As they listened to Rawlings, Tom Joyce and Dick Poethig could tell how similar the effects of the closing of Wisconsin were to what had occurred near Youngstown, Ohio, three years earlier. They also recognized that it had been clergymen, not union leaders, business interests, or elected officials, who had led the local community’s response.
On September 19, 1977, the Lykes Corporation announced the closing of Campbell Works, with a loss of more than forty-one hundred jobs. When Chuck Rawlings, who worked for the Church and Society department of the Episcopal Diocese of Ohio, heard of the closing, he called Episcopal bishop John H. Burt, who in turn phoned James W. Malone, the Roman Catholic bishop of Youngstown. An interfaith breakfast was convened, and Rawlings circulated a memorandum calling for church leaders to confront the steel crisis. In the meantime, Youngstown attorney Staughton Lynd contacted the Washington-based National Center for Economic Alternatives (NCEA), whose codirectors, Gar Alperovitz and Jeff Faux, believed the shutdown called for an infusion of investment capital from the federal government, which would require an “unusual political mobilization” featuring “a dramatic local and national moral campaign.” In a New York Times op-ed essay, Alperovitz and Faux called for a Tennessee Valley Authority–style “development corporation” with “mixed community and employee ownership” to oversee such a federal investment.

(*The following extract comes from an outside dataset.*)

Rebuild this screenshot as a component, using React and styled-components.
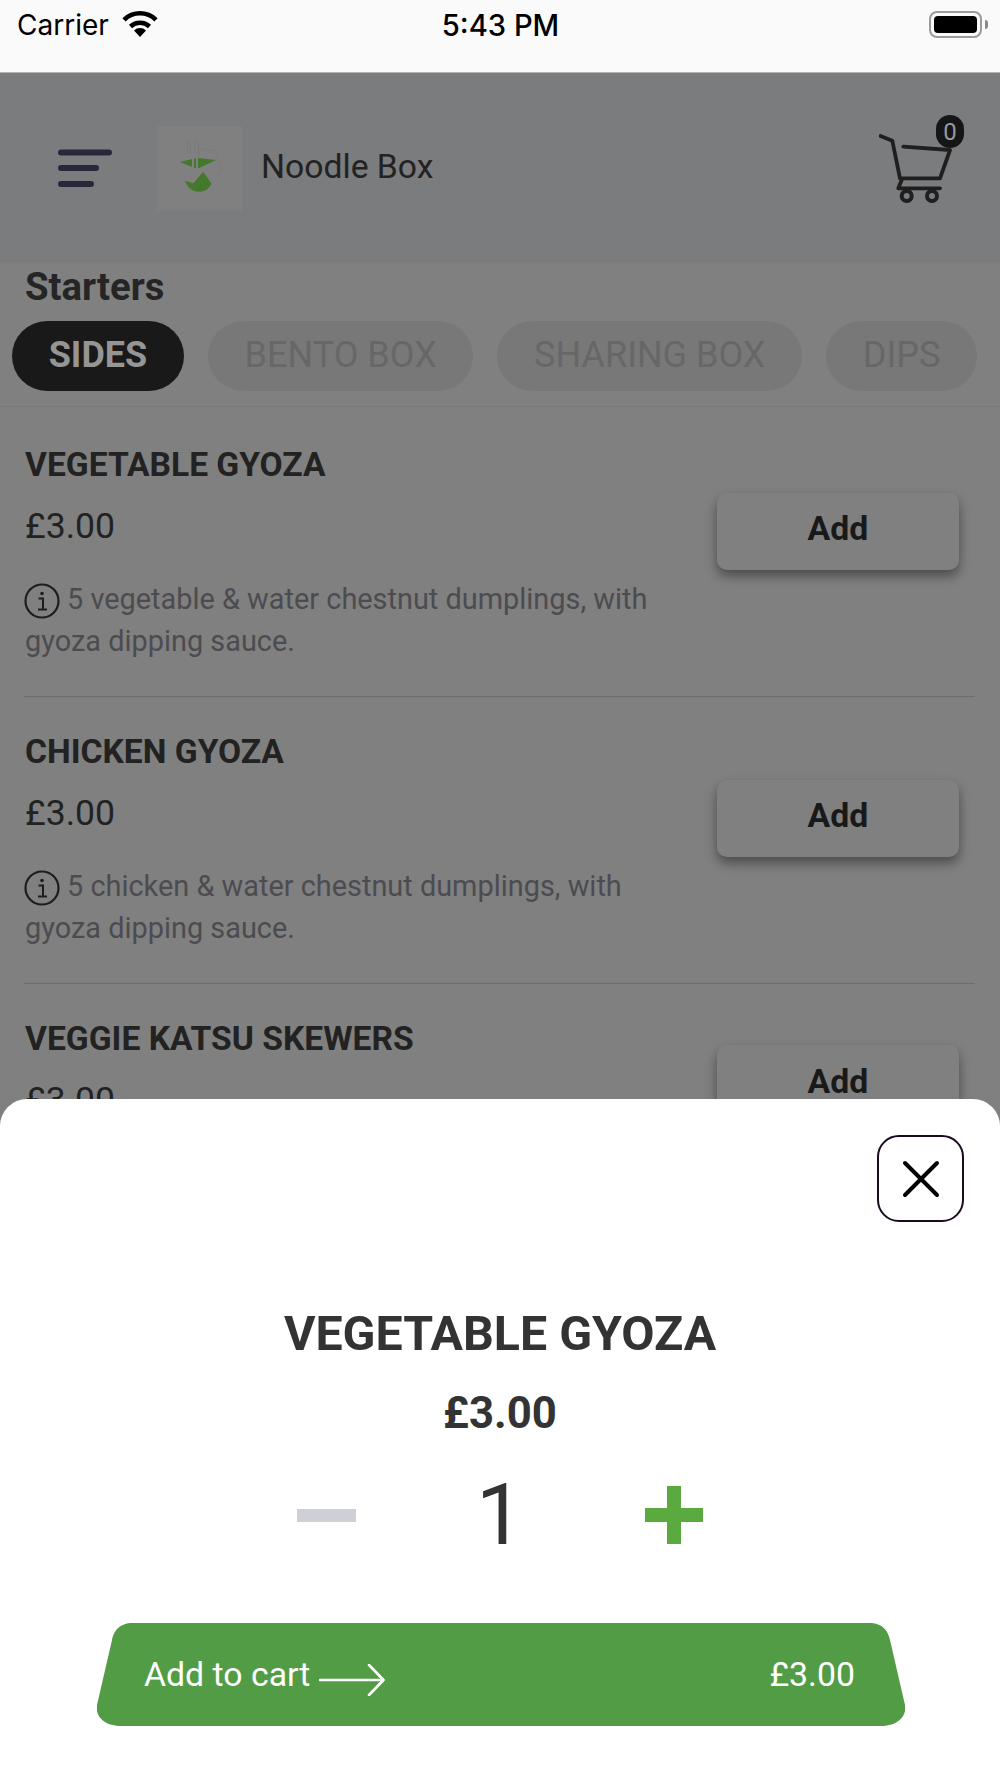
import React from "react";
import styled, { createGlobalStyle } from "styled-components";

const Global = createGlobalStyle`
  html, body { margin: 0; padding: 0; background: #808080; }
  * { box-sizing: border-box; }
`;

const Phone = styled.div`
  position: relative;
  width: 1000px;
  height: 1778px;
  overflow: hidden;
  background: #808080;
  font-family: Roboto, "Liberation Sans", sans-serif;
`;

const StatusBar = styled.div`
  display: grid;
  grid-template-columns: 1fr auto 1fr;
  align-items: start;
  height: 73px;
  padding: 8px 12px 0 17px;
  background: #fafafa;
  border-bottom: 1px solid #b4b4b4;
  color: #000;
  font-family: Inter, "Liberation Sans", sans-serif;
  font-size: 28px;
  line-height: 34px;
`;
const Carrier = styled.div`
  display: flex;
  align-items: center;
  gap: 12px;
`;
const Clock = styled.div`
  margin-right: 4px;
  padding-top: 1px;
  font-size: 29.2px;
  font-weight: 500;
`;
const Battery = styled.div`
  justify-self: end;
  margin-top: 3px;
  display: flex;
  align-items: center;
  gap: 3px;
`;
const BatteryShell = styled.div`
  width: 53px;
  height: 27px;
  padding: 3px;
  border: 2px solid #9b9b9b;
  border-radius: 8px;
`;
const BatteryFill = styled.div`
  width: 100%;
  height: 100%;
  background: #000;
  border-radius: 4px;
`;
const BatteryNub = styled.div`
  width: 3px;
  height: 9px;
  background: #8a8a8a;
  border-radius: 0 3px 3px 0;
`;

const Header = styled.header`
  display: flex;
  align-items: center;
  height: 190px;
  padding: 0 36px 0 58px;
  background: #7b7c7e;
`;
const MenuIcon = styled.svg`
  display: block;
  width: 54px;
  height: 40px;
  margin-right: 45px;
`;
const LogoTile = styled.div`
  width: 85px;
  height: 85px;
  margin-right: 19px;
  background: #808080;
`;
const Brand = styled.div`
  flex: 1;
  margin-bottom: 4px;
  font-size: 33.7px;
  color: #222;
`;
const CartWrap = styled.div`
  position: relative;
  width: 85px;
  height: 90px;
  margin-top: -16px;
`;
const CartBadge = styled.span`
  position: absolute;
  top: 0;
  right: 0;
  display: flex;
  align-items: center;
  justify-content: center;
  width: 28px;
  height: 33px;
  border-radius: 14px;
  background: #161616;
  color: #9a9a9a;
  font-size: 24px;
`;

const SectionTitle = styled.h2`
  margin: 0;
  height: 58px;
  padding-left: 25px;
  font-size: 38.3px;
  line-height: 48px;
  font-weight: 700;
  color: #252525;
`;
const Tabs = styled.nav`
  display: flex;
  gap: 24px;
  margin-bottom: 3px;
  padding: 0 12px 15px;
  border-bottom: 1px solid #797979;
`;
const Tab = styled.div`
  height: 70px;
  padding: 0 36.7px;
  border-radius: 35px;
  background: ${(p) => (p.$active ? "#191919" : "#787878")};
  color: ${(p) => (p.$active ? "#959595" : "#676767")};
  font-size: 36px;
  line-height: 68px;
  font-weight: ${(p) => (p.$active ? 700 : 400)};
  white-space: nowrap;
`;

const Item = styled.article`
  display: flex;
  align-items: center;
  margin: 0 25px 0 24px;
  min-height: ${(p) => (p.$short ? "243px" : "auto")};
  border-bottom: ${(p) => (p.$short ? "none" : "1px solid #6c6c6c")};
`;
const ItemBody = styled.div`
  align-self: flex-start;
  width: 640px;
  margin-right: 53px;
  padding: 34.5px 0 34.5px 1px;
`;
const ItemName = styled.div`
  font-size: 33.6px;
  line-height: 40px;
  font-weight: 700;
  color: #222;
`;
const ItemPrice = styled.div`
  margin-top: 19px;
  font-size: 35.6px;
  line-height: 44px;
  color: #222;
`;
const ItemDesc = styled.p`
  margin: 30px 0 0;
  font-size: 28.9px;
  line-height: 42px;
  color: #4c4c50;
`;
const InfoIcon = styled.svg`
  width: 36px;
  height: 36px;
  margin: 0 7px 0 -1px;
  vertical-align: -10px;
`;
const AddButton = styled.button`
  display: block;
  flex: none;
  width: 242px;
  height: 77px;
  margin: 0 0 43.5px;
  padding: 0 0 5px;
  border: none;
  border-radius: 10px;
  background: #808080;
  box-shadow: 0 6px 12px rgba(0, 0, 0, 0.42);
  font: 700 33.8px Roboto, sans-serif;
  color: #191919;
`;

const Sheet = styled.section`
  position: absolute;
  left: 0;
  right: 0;
  bottom: 0;
  height: 679px;
  display: flex;
  flex-direction: column;
  align-items: center;
  background: #fff;
  border-radius: 27px 27px 0 0;
`;
const CloseButton = styled.button`
  align-self: flex-end;
  display: flex;
  align-items: center;
  justify-content: center;
  width: 87px;
  height: 87px;
  margin: 36px 36px 0 0;
  padding: 0;
  background: #fff;
  border: 2px solid #1a0a20;
  border-radius: 22px;
`;
const SheetTitle = styled.h1`
  margin: 82px 0 0;
  font-size: 48.3px;
  line-height: 60px;
  font-weight: 700;
  color: #333;
`;
const SheetPrice = styled.div`
  margin-top: 24px;
  font-size: 43.7px;
  line-height: 50px;
  font-weight: 700;
  color: #333;
`;
const Stepper = styled.div`
  display: grid;
  grid-template-columns: repeat(3, 174px);
  align-items: center;
  justify-items: center;
  height: 100px;
  margin-top: 27px;
`;
const Minus = styled.div`
  width: 59px;
  height: 13px;
  background: #cfd0d6;
`;
const Plus = styled.svg`
  display: block;
  width: 58px;
  height: 58px;
`;
const Qty = styled.div`
  font-size: 85px;
  line-height: 100px;
  font-weight: 400;
  color: #333;
`;
const CartButton = styled.button`
  display: flex;
  align-items: center;
  justify-content: space-between;
  width: 808px;
  height: 103px;
  margin: 58px 0 0 2px;
  padding: 0 50px 0 47px;
  border: none;
  background: #529c45;
  color: #fff;
  font: 400 33.8px Roboto, sans-serif;
  clip-path: path("M36 0H772C786 0 791 8 793 17L808 82C810 92 802 103 784 103H24C6 103 -2 92 0 82L15 17C17 8 22 0 36 0Z");
`;
const CartLabel = styled.span`
  display: flex;
  align-items: center;
  gap: 9px;
`;
const Arrow = styled.svg`
  display: block;
  width: 66px;
  height: 32px;
  margin-top: 10px;
`;

const items = [
  {
    name: "VEGETABLE GYOZA",
    desc: "5 vegetable & water chestnut dumplings, with gyoza dipping sauce.",
  },
  {
    name: "CHICKEN GYOZA",
    desc: "5 chicken & water chestnut dumplings, with gyoza dipping sauce.",
  },
  { name: "VEGGIE KATSU SKEWERS", short: true },
];

const Info = () => (
  <InfoIcon viewBox="0 0 36 36" aria-hidden="true">
    <circle cx="18" cy="18" r="16.5" fill="none" stroke="#1d1d1d" strokeWidth="2.2" />
    <circle cx="18" cy="10.5" r="1.8" fill="#1d1d1d" />
    <path d="M14.5 15.5H19V26M14 26.5H23" fill="none" stroke="#1d1d1d" strokeWidth="2" />
  </InfoIcon>
);

export default function App() {
  return (
    <Phone>
      <Global />
      <StatusBar>
        <Carrier>
          Carrier
          <svg width="38" height="28" viewBox="0 0 38 28" aria-hidden="true">
            <path d="M19 26l-6-6.500a8.500 8.500 0 0 1 12 0z" fill="#000" />
            <path d="M9.500 15.500a14 14 0 0 1 19 0" fill="none" stroke="#000" strokeWidth="4.600" />
            <path d="M3 8.800a23 23 0 0 1 32 0" fill="none" stroke="#000" strokeWidth="4.600" />
          </svg>
        </Carrier>
        <Clock>5:43 PM</Clock>
        <Battery>
          <BatteryShell>
            <BatteryFill />
          </BatteryShell>
          <BatteryNub />
        </Battery>
      </StatusBar>

      <Header>
        <MenuIcon viewBox="0 0 54 40" aria-hidden="true">
          <path
            d="M3 4.500H51M3 20H38M3 36H33"
            fill="none"
            stroke="#28283a"
            strokeWidth="6"
            strokeLinecap="round"
          />
        </MenuIcon>
        <LogoTile>
          <svg width="85" height="85" viewBox="0 0 85 85" aria-hidden="true">
            <path
              d="M31 27L30 16H33L34 28M38 28L38 15H41L42 31M42 27L46 23L60 25L61 34L65 46L58 52"
              fill="none"
              stroke="#767676"
              strokeWidth="0.6"
            />
            <path d="M23 36L35 33V41Z" fill="#44782d" />
            <path d="M37 32.500H39V42H37Z" fill="#44782d" />
            <path d="M41 32L59 34L41 42.500Z" fill="#44782d" />
            <path d="M46.300 45.700L54.700 58C51 64 46 66.500 40 65.700C34 65 30 60 28 54.700L36.300 57.300Z" fill="#44782d" />
          </svg>
        </LogoTile>
        <Brand>Noodle Box</Brand>
        <CartWrap>
          <svg width="85" height="90" viewBox="0 0 85 90" aria-hidden="true">
            <path
              d="M1.500 21L13.300 25.700L21 63.300H61L71 35L24.300 31.700M22.700 65L19.300 73.300H61"
              fill="none"
              stroke="#1f1f1f"
              strokeWidth="3.800"
              strokeLinecap="round"
              strokeLinejoin="round"
            />
            <circle cx="27.700" cy="81" r="5" fill="none" stroke="#1f1f1f" strokeWidth="4" />
            <circle cx="53" cy="81" r="5" fill="none" stroke="#1f1f1f" strokeWidth="4" />
          </svg>
          <CartBadge>0</CartBadge>
        </CartWrap>
      </Header>

      <SectionTitle>Starters</SectionTitle>
      <Tabs>
        <Tab $active>SIDES</Tab>
        <Tab>BENTO BOX</Tab>
        <Tab>SHARING BOX</Tab>
        <Tab>DIPS</Tab>
      </Tabs>

      {items.map((item) => (
        <Item key={item.name} $short={item.short}>
          <ItemBody>
            <ItemName>{item.name}</ItemName>
            <ItemPrice>£3.00</ItemPrice>
            {item.desc && (
              <ItemDesc>
                <Info />
                {item.desc}
              </ItemDesc>
            )}
          </ItemBody>
          <AddButton>Add</AddButton>
        </Item>
      ))}

      <Sheet>
        <CloseButton aria-label="Close">
          <svg width="38" height="38" viewBox="0 0 38 38" aria-hidden="true">
            <path d="M3 3L35 35M35 3L3 35" stroke="#000" strokeWidth="4" strokeLinecap="round" />
          </svg>
        </CloseButton>
        <SheetTitle>VEGETABLE GYOZA</SheetTitle>
        <SheetPrice>£3.00</SheetPrice>
        <Stepper>
          <Minus />
          <Qty>1</Qty>
          <Plus viewBox="0 0 58 58" aria-hidden="true">
            <path d="M22 0H36V22H58V36H36V58H22V36H0V22H22Z" fill="#5aaa3f" />
          </Plus>
        </Stepper>
        <CartButton>
          <CartLabel>
            Add to cart
            <Arrow viewBox="0 0 66 32" aria-hidden="true">
              <path
                d="M1 16H64M50 1L64.500 16L50 31"
                fill="none"
                stroke="#fff"
                strokeWidth="2.600"
                strokeLinecap="round"
                strokeLinejoin="round"
              />
            </Arrow>
          </CartLabel>
          <span>£3.00</span>
        </CartButton>
      </Sheet>
    </Phone>
  );
}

Rawlings’s band of Ohio bishops and pastors called themselves the Ecumenical Coalition of the Mahoning Valley (ECMV), and they convened a “Steel Crisis Conference,” at which Alperovitz was the featured speaker. Out of that came “A Religious Response to the Mahoning Valley Steel Crisis,” which was signed by more than two hundred clergy members. In this pastoral letter, the clergymen echoed Alperovitz in declaring that “this is not in any sense a purely economic problem.” They were “convinced that corporations have social and moral responsibilities,” and said they were “seriously exploring the possibility of community and/or worker ownership” of a reopened Campbell Works.